__Available data__
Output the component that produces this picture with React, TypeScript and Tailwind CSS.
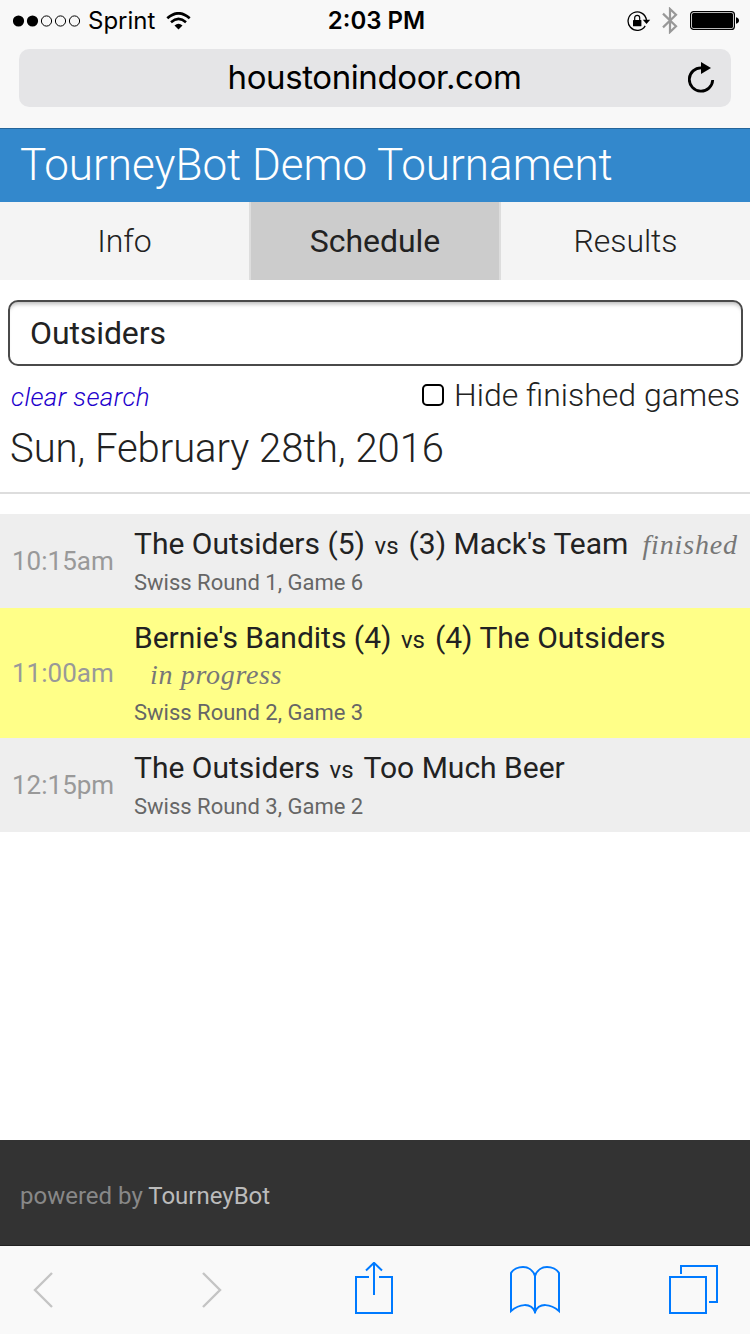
import React from 'react';

type Game = {
  time: string;
  home: string;
  away: string;
  status?: 'finished' | 'in progress';
  round: string;
};

const games: Game[] = [
  { time: '10:15am', home: 'The Outsiders (5)', away: "(3) Mack's Team", status: 'finished', round: 'Swiss Round 1, Game 6' },
  { time: '11:00am', home: "Bernie's Bandits (4)", away: '(4) The Outsiders', status: 'in progress', round: 'Swiss Round 2, Game 3' },
  { time: '12:15pm', home: 'The Outsiders', away: 'Too Much Beer', round: 'Swiss Round 3, Game 2' },
];

function StatusBar() {
  return (
    <div className="grid h-[41px] grid-cols-[1fr_auto_1fr] items-center pr-[11px] pl-[13px]">
      <div className="flex items-center">
        <svg className="h-3 w-[68px]" viewBox="0 0 68 12" fill="none" stroke="#000">
          <circle cx="5.5" cy="6" r="5.6" fill="#000" stroke="none" />
          <circle cx="19.5" cy="6" r="5.6" fill="#000" stroke="none" />
          <circle cx="33.5" cy="6" r="5.1" />
          <circle cx="47.5" cy="6" r="5.1" />
          <circle cx="61.5" cy="6" r="5.1" />
        </svg>
        <span className="ml-[7px] w-[67px] text-2xl leading-[41px] whitespace-nowrap">Sprint</span>
        <svg className="ml-[11px] h-[18px] w-[25px]" viewBox="0 0 25 18" fill="none" stroke="#000">
          <path d="M1.3 6.3Q12.5 -3.7 23.7 6.3" strokeWidth="2.7" />
          <path d="M5 10.2Q12.5 3.7 20 10.2" strokeWidth="2.6" />
          <path d="M8.5 13.6Q12.5 10 16.5 13.6L12.5 17.6Z" fill="#000" stroke="none" />
        </svg>
      </div>
      <div className="pl-px text-2xl leading-[41px] font-semibold">2:03 PM</div>
      <div className="flex items-center justify-end">
        <svg className="h-5 w-6" viewBox="0 0 24 20" fill="none" stroke="#000">
          <path d="M18.2 14.8A9.2 9.2 0 1 1 19.4 9" strokeWidth="1.3" />
          <path d="M15.800 8.800H23.2L19.5 13Z" fill="#000" stroke="none" />
          <rect x="6" y="9" width="8.4" height="6.2" rx="0.5" fill="#000" stroke="none" />
          <path d="M7.7 9.4V6.8a2.5 2.5 0 0 1 5 0V9.4" strokeWidth="1.2" />
        </svg>
        <svg className="ml-[11px] h-[27px] w-4" viewBox="0 0 16 27" fill="none" stroke="#989898" strokeWidth="2.2">
          <path d="M1 6.6L14 19.3L8 25V2L14 7.7L1 20.4" />
        </svg>
        <svg className="ml-3 h-[19px] w-[49px]" viewBox="0 0 49 19">
          <rect x="0.6" y="0.6" width="43.8" height="17.8" rx="3" fill="none" stroke="#000" strokeWidth="1.2" />
          <rect x="2" y="2" width="41" height="15" rx="1.5" />
          <path d="M46 6.2Q49 7 49 9.5T46 12.8Z" />
        </svg>
      </div>
    </div>
  );
}

function AddressBar() {
  return (
    <div className="mx-[19px] mt-2 flex h-[58px] items-start rounded-[10px] bg-[#e5e5e7] pr-4 pl-[42px]">
      <div className="flex-1 text-center text-[33px] leading-[56px] tracking-[-0.4px]">houstonindoor.com</div>
      <svg className="mt-3 h-[32px] w-[27px]" viewBox="0.5 0 27 32" fill="none">
        <path d="M25.2 19A11.7 11.7 0 1 1 14 6.8" stroke="#000" strokeWidth="2.8" />
        <path d="M13.5 1L23.5 7L13.5 13Z" fill="#000" />
      </svg>
    </div>
  );
}

function Tabs() {
  return (
    <nav className="flex h-[78px] text-center text-[32px] leading-[78px] font-light tracking-[-0.05px]">
      <div className="w-[251px] border-r-2 border-[#ddd] bg-[#f4f4f4]">Info</div>
      <div className="w-[250px] border-r-2 border-[#ddd] bg-[#ccc] font-[450]">Schedule</div>
      <div className="flex-1 bg-[#f4f4f4]">Results</div>
    </nav>
  );
}

function GameRow({ game }: { game: Game }) {
  const live = game.status === 'in progress';
  return (
    <div className={`flex items-center ${live ? 'h-[130px] bg-[#ffff88]' : 'h-[94px] bg-[#eee]'}`}>
      <div className="w-[134px] pl-3 text-[26px] text-[#999]">{game.time}</div>
      <div className="flex-1 self-stretch pt-3 whitespace-nowrap">
        <div className="h-9 text-[30px] leading-9">
          {game.home}
          <span className="mr-[10px] ml-[9.5px] text-2xl leading-none">vs</span>
          {game.away}
          {game.status === 'finished' && (
            <em className="ml-[14px] font-['Liberation_Serif',serif] text-[28px] leading-none tracking-[0.85px] text-[#777]">
              finished
            </em>
          )}
        </div>
        {live && (
          <div className="h-9 text-[30px] leading-9">
            <em className="ml-4 font-['Liberation_Serif',serif] text-[28px] leading-none tracking-[0.68px] text-[#777]">
              in progress
            </em>
          </div>
        )}
        <div className="mt-[6px] text-[22px] leading-[30px] text-[#666]">{game.round}</div>
      </div>
    </div>
  );
}

function Toolbar() {
  return (
    <div className="flex h-[88px] items-start bg-[#f9f9f9] pt-4 pl-[33px]">
      <svg className="mt-[10px] h-9 w-5" viewBox="0 0 20 36" fill="none" stroke="#c4c4c4" strokeWidth="2.4">
        <path d="M19 1L2 18L19 35" />
      </svg>
      <svg className="mt-[10px] ml-[149px] h-9 w-5" viewBox="0 0 20 36" fill="none" stroke="#c4c4c4" strokeWidth="2.4">
        <path d="M1 1L18 18L1 35" />
      </svg>
      <svg className="ml-[133px] h-[52px] w-[38px]" viewBox="0 0 38 52" fill="none" stroke="#007aff" strokeWidth="2">
        <path d="M14 15H1V51H37V15H24" />
        <path d="M19 33V1M11 8.5L19 0.8L27 8.5" />
      </svg>
      <svg className="mt-1 ml-[117px] h-12 w-[50px]" viewBox="0 0 50 48" fill="none" stroke="#007aff" strokeWidth="2">
        <path d="M25 10V47M25 10C23 4 18 1 13 1S3 3.500 1 7V45C9 38 21 36 25 46C29 36 41 38 49 45V7C47 3.500 42 1 37 1S27 4 25 10" />
      </svg>
      <svg className="mt-[3px] ml-[109px] h-[50px] w-[50px]" viewBox="0 0 50 50" fill="none" stroke="#007aff" strokeWidth="2">
        <rect x="1" y="12" width="36" height="36" />
        <path d="M12 9V1H48V37H40" />
      </svg>
    </div>
  );
}

export default function App() {
  return (
    <div className="flex h-[1334px] w-[750px] flex-col overflow-hidden bg-white font-['Roboto',sans-serif] text-[#222]">
      <div className="h-32 shrink-0 bg-[#f8f8f8] font-['Inter',sans-serif] text-black">
        <StatusBar />
        <AddressBar />
      </div>
      <header className="h-[74px] border-t border-[#25659a] bg-[#3388cc] pl-5 text-[44px] leading-[73px] font-light text-white">
        TourneyBot Demo Tournament
      </header>
      <Tabs />
      <main className="flex flex-1 flex-col">
        <div className="mt-5 mr-[7px] ml-2 flex h-[66px] items-center rounded-[10px] border-2 border-[#4a4a4a] bg-white pl-5 text-[32px] tracking-[-0.1px] shadow-[inset_0_5px_4px_-3px_rgba(0,0,0,0.28)]">
          Outsiders
        </div>
        <div className="flex h-[58px] items-center justify-between pr-[10px] pl-[11px]">
          <span className="pt-1 text-[26px] font-light tracking-[0.38px] text-[#2200cc] italic">clear search</span>
          <label className="flex items-center text-[32px] font-light">
            <span className="mr-[10px] h-[22px] w-[22px] rounded-[5px] border-2 border-black" />
            Hide finished games
          </label>
        </div>
        <h2 className="h-[70px] border-b-2 border-[#ddd] pl-[10px] text-[40px] leading-[50px] font-light tracking-[-0.04px]">
          Sun, February 28th, 2016
        </h2>
        <div className="mt-5">
          {games.map((game) => (
            <GameRow key={game.time} game={game} />
          ))}
        </div>
      </main>
      <footer className="h-[106px] border-b border-[#222] bg-[#333] pt-1 pl-5 text-2xl leading-[104px] text-[#888]">
        powered by <span className="text-[#bbb]">TourneyBot</span>
      </footer>
      <Toolbar />
    </div>
  );
}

__Job__
Which lines hold the string "React"? List them all.

__Solution to this exercise__
Output the component that produces this picture with React, TypeScript and Tailwind CSS.
import React from 'react';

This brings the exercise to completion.